They support dual licensing for this very reason.

[–] Lojcs@lemm.ee 7 points 1 year ago (1 children)

How does that help if there's no engine support?

[–] 520@kbin.social 12 points 1 year ago* (last edited 1 year ago) (1 children)

It essentially allows for special closed source builds. These closed source builds can have the engine support for consoles and still be in keeping with Sony/Microsoft/Nintendo's licenses.

[–] TwilightVulpine@kbin.social 8 points 1 year ago (1 children)

I didn't know that. How do the developers get access to these builds? Are they sold? Or do they need to build it themselves?

[–] 520@kbin.social 10 points 1 year ago* (last edited 1 year ago) (1 children)

So, basically the console manufacturer gives you the SDK, integration code, etc after you sign their NDAs. After that, you can either use what they gave you to port it yourself to that console, or you can pay someone else for their build.

https://docs.godotengine.org/en/3.2/tutorials/platform/consoles.html

[–] taanegl@beehaw.org 12 points 1 year ago (1 children)

This, right here.

Hey EU. How about lowering that barrier to entry by pumping a couple of million Euro's into cold-room reverse engineering the API's and developing an open source alternative that can be distributed freely.

We'll invite Sony lawyers, Microsoft lawyers, watch them cope and seethe as their framework is made more open...

...aaaand then realising that a lot more people will take the shot to pay for actual licensing. Go figure.

[–] teawrecks@sopuli.xyz 8 points 1 year ago* (last edited 1 year ago) (1 children)

You're still going to need them to sign your binary for the console to recognize it as legit.

Circumventing the official path worked back in the 80s and 90s, but modern consoles and their SDKs were designed with those lessons in mind.

[–] 520@kbin.social 4 points 1 year ago* (last edited 1 year ago) (1 children)

It's still valuable information for those that would seek to load homebrew (unsigned code) onto their systems.
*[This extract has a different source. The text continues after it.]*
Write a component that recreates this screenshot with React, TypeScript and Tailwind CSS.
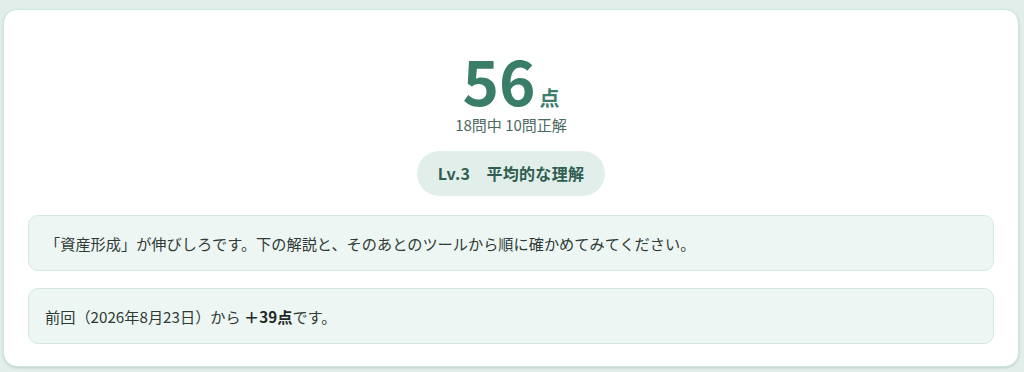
// Result summary card — score, level pill and follow-up notes.

const notes = [
  { id: 'focus', body: <>「資産形成」が伸びしろです。下の解説と、そのあとのツールから順に確かめてみてください。</> },
  {
    id: 'delta',
    body: <>前回（2026年8月23日）から <strong className="font-bold text-[#1f2a26]">＋39点</strong>です。</>,
  },
];

export default function App() {
  return (
    <div
      className="h-[372px] overflow-hidden bg-[#e1eee9] pt-[9px]"
      style={{ fontFamily: '"Noto Sans CJK JP", "Noto Sans", sans-serif' }}
    >
      <section className="ml-[3px] h-[358px] w-[1016px] rounded-[14px] border border-[#cfe4dc] bg-white px-6 pt-[38px] pb-[22px] shadow-sm">
        {/* Score */}
        <div className="flex flex-col items-center">
          <div className="flex items-baseline gap-[4px] text-[#3a7d69]">
            <span className="text-[62px] font-bold leading-none">56</span>
            <span className="text-[20px] font-bold leading-none">点</span>
          </div>
          <p className="mt-[3px] text-[15px] leading-6 text-[#4c6a61]">18問中 10問正解</p>
          <div className="mt-[14px] rounded-full bg-[#e1eeea] px-[21px] py-[10px] text-[16px] font-bold leading-[25px] tracking-[0.3px] text-[#2f5e51]">
            Lv.3　平均的な理解
          </div>
        </div>

        {/* Notes */}
        <div className="mt-[19px] flex flex-col gap-[17px]">
          {notes.map((n) => (
            <div
              key={n.id}
              className="rounded-[10px] border border-[#d4e8e1] bg-[#eef6f3] px-4 py-[15px] text-[15.2px] leading-6 text-[#2e3a36]"
            >
              {n.body}
            </div>
          ))}
        </div>
      </section>
    </div>
  );
}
Console security is one of those things where every additional barrier helps. The goal isn't to outright prevent homebrew or piracy but to limit the scope of breaches and delay them as much as possible. Even modern consoles like the Switch and PS5 are not immune

[–] teawrecks@sopuli.xyz 1 points 1 year ago (1 children)

It would be great if there was a guaranteed way to homebrew your consoles, but yeah security and stability is the real thing we benefit from. I don't think anyone would advocate for more hackers in console multiplayer games, and I don't want a homebrew game I'm running to crash or brick my system because of their fly-by-night hardware usage.

[–] 520@kbin.social 1 points 1 year ago* (last edited 1 year ago) (1 children)

So, I didn't bring up Xbox earlier, because Microsoft has an official way to run homebrew on Xbox consoles.

All modern Xboxes have access to something called developer mode. This allows people to put whatever code they like on it, but removes the ability to play retail games. The change isn't permanent, however, and switching between the modes is perfectly safe.

This is a big part of the reason why Xbox 1 never had piracy; pirates couldn't piggyback on the back of homebrewers, who simply opted to use developer mode instead of cracking the console.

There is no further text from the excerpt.